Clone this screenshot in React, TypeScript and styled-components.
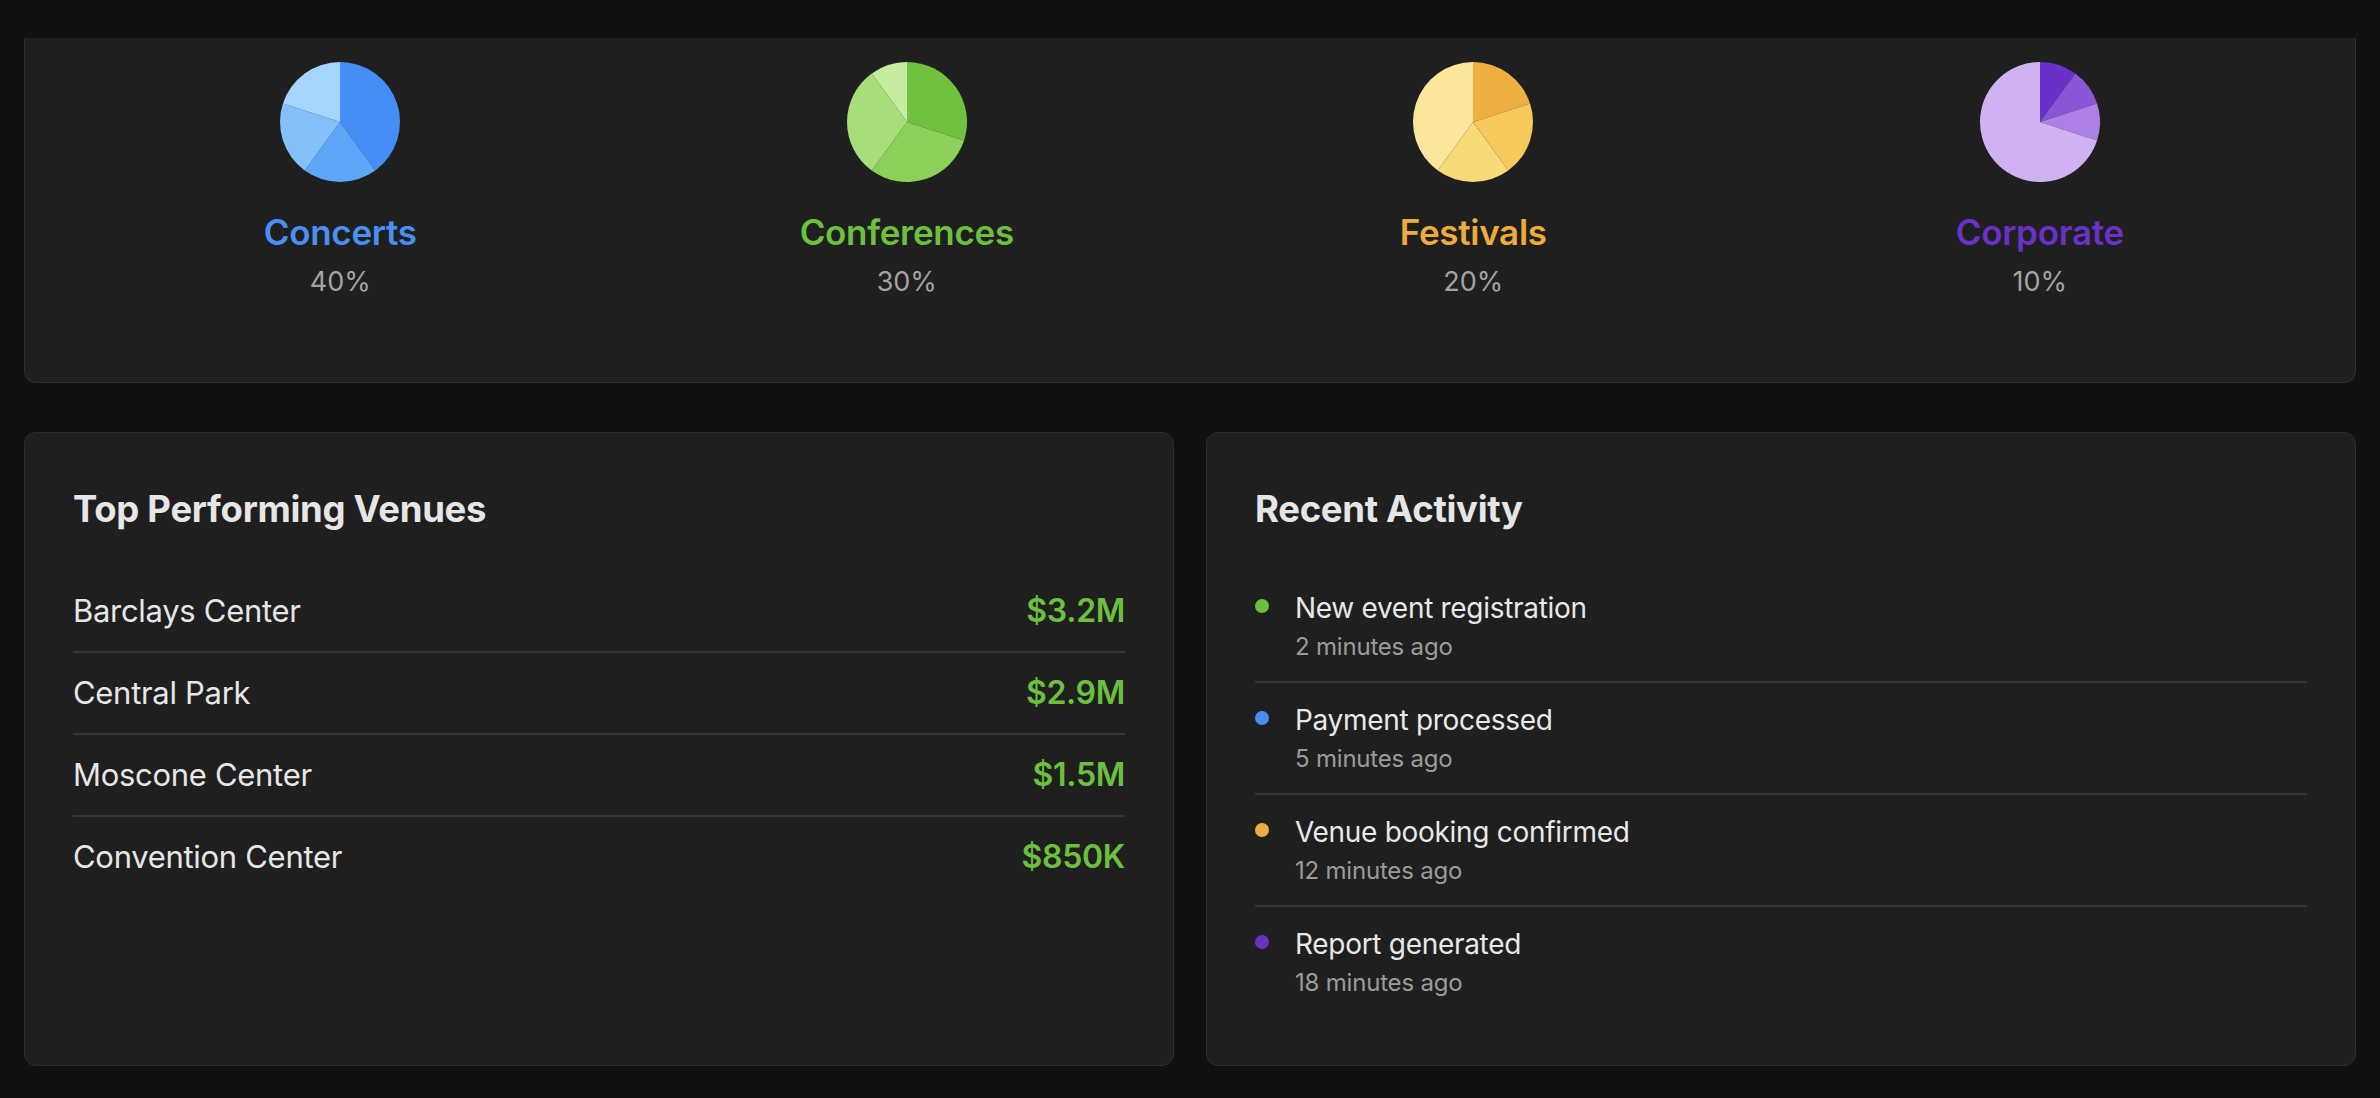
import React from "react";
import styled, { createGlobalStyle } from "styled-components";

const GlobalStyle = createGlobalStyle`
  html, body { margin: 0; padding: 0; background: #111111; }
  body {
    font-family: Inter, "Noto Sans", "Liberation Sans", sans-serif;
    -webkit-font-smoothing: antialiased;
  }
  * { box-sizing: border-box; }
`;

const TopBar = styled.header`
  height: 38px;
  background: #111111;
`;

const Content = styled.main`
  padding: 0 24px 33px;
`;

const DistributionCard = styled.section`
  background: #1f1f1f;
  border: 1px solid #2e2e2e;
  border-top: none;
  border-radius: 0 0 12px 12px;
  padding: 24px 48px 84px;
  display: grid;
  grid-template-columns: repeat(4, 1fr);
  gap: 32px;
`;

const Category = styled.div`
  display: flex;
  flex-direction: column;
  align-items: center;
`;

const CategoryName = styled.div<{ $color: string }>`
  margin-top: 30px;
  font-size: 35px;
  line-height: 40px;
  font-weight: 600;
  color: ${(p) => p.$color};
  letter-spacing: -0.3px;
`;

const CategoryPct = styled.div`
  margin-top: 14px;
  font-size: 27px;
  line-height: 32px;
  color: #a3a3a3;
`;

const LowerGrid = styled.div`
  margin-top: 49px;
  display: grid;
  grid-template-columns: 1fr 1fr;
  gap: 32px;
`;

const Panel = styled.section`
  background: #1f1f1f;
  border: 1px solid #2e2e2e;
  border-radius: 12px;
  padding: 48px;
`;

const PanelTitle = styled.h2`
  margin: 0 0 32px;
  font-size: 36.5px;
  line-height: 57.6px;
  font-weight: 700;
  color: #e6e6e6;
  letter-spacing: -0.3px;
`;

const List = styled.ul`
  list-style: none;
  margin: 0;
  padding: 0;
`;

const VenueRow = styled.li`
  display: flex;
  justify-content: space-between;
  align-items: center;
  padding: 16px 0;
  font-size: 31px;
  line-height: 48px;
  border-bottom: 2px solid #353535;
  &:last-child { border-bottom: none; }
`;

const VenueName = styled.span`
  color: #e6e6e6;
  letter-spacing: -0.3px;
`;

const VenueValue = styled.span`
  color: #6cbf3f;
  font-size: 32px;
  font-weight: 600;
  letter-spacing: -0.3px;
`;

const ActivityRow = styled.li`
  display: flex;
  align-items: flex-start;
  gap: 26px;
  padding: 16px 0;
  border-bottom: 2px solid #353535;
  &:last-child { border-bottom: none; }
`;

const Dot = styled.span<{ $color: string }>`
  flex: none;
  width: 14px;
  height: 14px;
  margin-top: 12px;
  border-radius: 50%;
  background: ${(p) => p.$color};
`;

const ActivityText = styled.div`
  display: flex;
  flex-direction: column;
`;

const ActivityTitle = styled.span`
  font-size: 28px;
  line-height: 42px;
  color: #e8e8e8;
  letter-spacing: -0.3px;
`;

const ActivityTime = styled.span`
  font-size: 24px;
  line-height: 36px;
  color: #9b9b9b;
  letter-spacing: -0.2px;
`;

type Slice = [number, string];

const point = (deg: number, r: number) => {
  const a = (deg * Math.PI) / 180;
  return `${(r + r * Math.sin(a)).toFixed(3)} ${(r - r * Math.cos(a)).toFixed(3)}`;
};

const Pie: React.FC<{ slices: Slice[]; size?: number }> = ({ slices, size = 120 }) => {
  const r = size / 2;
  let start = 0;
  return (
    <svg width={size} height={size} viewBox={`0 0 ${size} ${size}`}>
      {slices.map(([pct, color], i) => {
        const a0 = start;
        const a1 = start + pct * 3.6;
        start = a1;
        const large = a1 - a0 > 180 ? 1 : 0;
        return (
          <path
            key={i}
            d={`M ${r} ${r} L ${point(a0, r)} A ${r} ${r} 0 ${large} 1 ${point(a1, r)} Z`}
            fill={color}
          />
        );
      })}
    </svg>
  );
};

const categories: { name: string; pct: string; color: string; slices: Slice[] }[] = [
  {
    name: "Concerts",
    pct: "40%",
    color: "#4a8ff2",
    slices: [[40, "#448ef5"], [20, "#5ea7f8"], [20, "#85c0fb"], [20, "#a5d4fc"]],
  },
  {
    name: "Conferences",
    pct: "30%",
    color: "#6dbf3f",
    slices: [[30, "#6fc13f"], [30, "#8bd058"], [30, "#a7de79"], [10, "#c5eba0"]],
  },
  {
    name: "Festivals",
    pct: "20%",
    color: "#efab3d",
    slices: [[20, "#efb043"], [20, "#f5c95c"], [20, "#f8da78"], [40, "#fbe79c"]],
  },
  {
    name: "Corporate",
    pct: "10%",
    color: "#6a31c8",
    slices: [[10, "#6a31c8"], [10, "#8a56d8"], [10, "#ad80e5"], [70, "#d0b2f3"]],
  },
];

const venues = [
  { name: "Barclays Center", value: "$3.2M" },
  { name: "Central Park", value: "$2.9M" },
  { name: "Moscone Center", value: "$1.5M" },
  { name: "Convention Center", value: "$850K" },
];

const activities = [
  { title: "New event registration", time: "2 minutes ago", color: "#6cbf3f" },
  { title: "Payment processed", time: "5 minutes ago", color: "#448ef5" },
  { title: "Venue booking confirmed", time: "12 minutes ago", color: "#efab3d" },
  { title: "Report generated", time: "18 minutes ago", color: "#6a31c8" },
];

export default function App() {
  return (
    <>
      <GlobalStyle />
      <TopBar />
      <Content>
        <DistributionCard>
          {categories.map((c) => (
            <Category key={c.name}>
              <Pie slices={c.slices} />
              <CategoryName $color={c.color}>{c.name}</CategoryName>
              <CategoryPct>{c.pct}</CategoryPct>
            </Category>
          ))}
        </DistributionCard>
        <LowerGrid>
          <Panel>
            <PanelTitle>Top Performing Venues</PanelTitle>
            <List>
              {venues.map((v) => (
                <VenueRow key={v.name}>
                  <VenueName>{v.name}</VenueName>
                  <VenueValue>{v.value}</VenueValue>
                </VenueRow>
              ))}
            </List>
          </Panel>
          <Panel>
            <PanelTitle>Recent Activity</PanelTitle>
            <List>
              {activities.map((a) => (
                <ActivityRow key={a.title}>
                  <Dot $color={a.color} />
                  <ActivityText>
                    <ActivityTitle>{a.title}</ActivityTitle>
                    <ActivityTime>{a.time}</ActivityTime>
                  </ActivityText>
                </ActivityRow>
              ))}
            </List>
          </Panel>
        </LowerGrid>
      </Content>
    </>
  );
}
§ §
▶ **Exercise details**: Leave out the pictures and copy the rest of the material above exactly.

▶ **Answer for the task**:
Clone this screenshot in React, TypeScript and styled-components.
import React from "react";
import styled, { createGlobalStyle } from "styled-components";

const GlobalStyle = createGlobalStyle`
  html, body { margin: 0; padding: 0; background: #111111; }
  body {
    font-family: Inter, "Noto Sans", "Liberation Sans", sans-serif;
    -webkit-font-smoothing: antialiased;
  }
  * { box-sizing: border-box; }
`;

const TopBar = styled.header`
  height: 38px;
  background: #111111;
`;

const Content = styled.main`
  padding: 0 24px 33px;
`;

const DistributionCard = styled.section`
  background: #1f1f1f;
  border: 1px solid #2e2e2e;
  border-top: none;
  border-radius: 0 0 12px 12px;
  padding: 24px 48px 84px;
  display: grid;
  grid-template-columns: repeat(4, 1fr);
  gap: 32px;
`;

const Category = styled.div`
  display: flex;
  flex-direction: column;
  align-items: center;
`;

const CategoryName = styled.div<{ $color: string }>`
  margin-top: 30px;
  font-size: 35px;
  line-height: 40px;
  font-weight: 600;
  color: ${(p) => p.$color};
  letter-spacing: -0.3px;
`;

const CategoryPct = styled.div`
  margin-top: 14px;
  font-size: 27px;
  line-height: 32px;
  color: #a3a3a3;
`;

const LowerGrid = styled.div`
  margin-top: 49px;
  display: grid;
  grid-template-columns: 1fr 1fr;
  gap: 32px;
`;

const Panel = styled.section`
  background: #1f1f1f;
  border: 1px solid #2e2e2e;
  border-radius: 12px;
  padding: 48px;
`;

const PanelTitle = styled.h2`
  margin: 0 0 32px;
  font-size: 36.5px;
  line-height: 57.6px;
  font-weight: 700;
  color: #e6e6e6;
  letter-spacing: -0.3px;
`;

const List = styled.ul`
  list-style: none;
  margin: 0;
  padding: 0;
`;

const VenueRow = styled.li`
  display: flex;
  justify-content: space-between;
  align-items: center;
  padding: 16px 0;
  font-size: 31px;
  line-height: 48px;
  border-bottom: 2px solid #353535;
  &:last-child { border-bottom: none; }
`;

const VenueName = styled.span`
  color: #e6e6e6;
  letter-spacing: -0.3px;
`;

const VenueValue = styled.span`
  color: #6cbf3f;
  font-size: 32px;
  font-weight: 600;
  letter-spacing: -0.3px;
`;

const ActivityRow = styled.li`
  display: flex;
  align-items: flex-start;
  gap: 26px;
  padding: 16px 0;
  border-bottom: 2px solid #353535;
  &:last-child { border-bottom: none; }
`;

const Dot = styled.span<{ $color: string }>`
  flex: none;
  width: 14px;
  height: 14px;
  margin-top: 12px;
  border-radius: 50%;
  background: ${(p) => p.$color};
`;

const ActivityText = styled.div`
  display: flex;
  flex-direction: column;
`;

const ActivityTitle = styled.span`
  font-size: 28px;
  line-height: 42px;
  color: #e8e8e8;
  letter-spacing: -0.3px;
`;

const ActivityTime = styled.span`
  font-size: 24px;
  line-height: 36px;
  color: #9b9b9b;
  letter-spacing: -0.2px;
`;

type Slice = [number, string];

const point = (deg: number, r: number) => {
  const a = (deg * Math.PI) / 180;
  return `${(r + r * Math.sin(a)).toFixed(3)} ${(r - r * Math.cos(a)).toFixed(3)}`;
};

const Pie: React.FC<{ slices: Slice[]; size?: number }> = ({ slices, size = 120 }) => {
  const r = size / 2;
  let start = 0;
  return (
    <svg width={size} height={size} viewBox={`0 0 ${size} ${size}`}>
      {slices.map(([pct, color], i) => {
        const a0 = start;
        const a1 = start + pct * 3.6;
        start = a1;
        const large = a1 - a0 > 180 ? 1 : 0;
        return (
          <path
            key={i}
            d={`M ${r} ${r} L ${point(a0, r)} A ${r} ${r} 0 ${large} 1 ${point(a1, r)} Z`}
            fill={color}
          />
        );
      })}
    </svg>
  );
};

const categories: { name: string; pct: string; color: string; slices: Slice[] }[] = [
  {
    name: "Concerts",
    pct: "40%",
    color: "#4a8ff2",
    slices: [[40, "#448ef5"], [20, "#5ea7f8"], [20, "#85c0fb"], [20, "#a5d4fc"]],
  },
  {
    name: "Conferences",
    pct: "30%",
    color: "#6dbf3f",
    slices: [[30, "#6fc13f"], [30, "#8bd058"], [30, "#a7de79"], [10, "#c5eba0"]],
  },
  {
    name: "Festivals",
    pct: "20%",
    color: "#efab3d",
    slices: [[20, "#efb043"], [20, "#f5c95c"], [20, "#f8da78"], [40, "#fbe79c"]],
  },
  {
    name: "Corporate",
    pct: "10%",
    color: "#6a31c8",
    slices: [[10, "#6a31c8"], [10, "#8a56d8"], [10, "#ad80e5"], [70, "#d0b2f3"]],
  },
];

const venues = [
  { name: "Barclays Center", value: "$3.2M" },
  { name: "Central Park", value: "$2.9M" },
  { name: "Moscone Center", value: "$1.5M" },
  { name: "Convention Center", value: "$850K" },
];

const activities = [
  { title: "New event registration", time: "2 minutes ago", color: "#6cbf3f" },
  { title: "Payment processed", time: "5 minutes ago", color: "#448ef5" },
  { title: "Venue booking confirmed", time: "12 minutes ago", color: "#efab3d" },
  { title: "Report generated", time: "18 minutes ago", color: "#6a31c8" },
];

export default function App() {
  return (
    <>
      <GlobalStyle />
      <TopBar />
      <Content>
        <DistributionCard>
          {categories.map((c) => (
            <Category key={c.name}>
              <Pie slices={c.slices} />
              <CategoryName $color={c.color}>{c.name}</CategoryName>
              <CategoryPct>{c.pct}</CategoryPct>
            </Category>
          ))}
        </DistributionCard>
        <LowerGrid>
          <Panel>
            <PanelTitle>Top Performing Venues</PanelTitle>
            <List>
              {venues.map((v) => (
                <VenueRow key={v.name}>
                  <VenueName>{v.name}</VenueName>
                  <VenueValue>{v.value}</VenueValue>
                </VenueRow>
              ))}
            </List>
          </Panel>
          <Panel>
            <PanelTitle>Recent Activity</PanelTitle>
            <List>
              {activities.map((a) => (
                <ActivityRow key={a.title}>
                  <Dot $color={a.color} />
                  <ActivityText>
                    <ActivityTitle>{a.title}</ActivityTitle>
                    <ActivityTime>{a.time}</ActivityTime>
                  </ActivityText>
                </ActivityRow>
              ))}
            </List>
          </Panel>
        </LowerGrid>
      </Content>
    </>
  );
}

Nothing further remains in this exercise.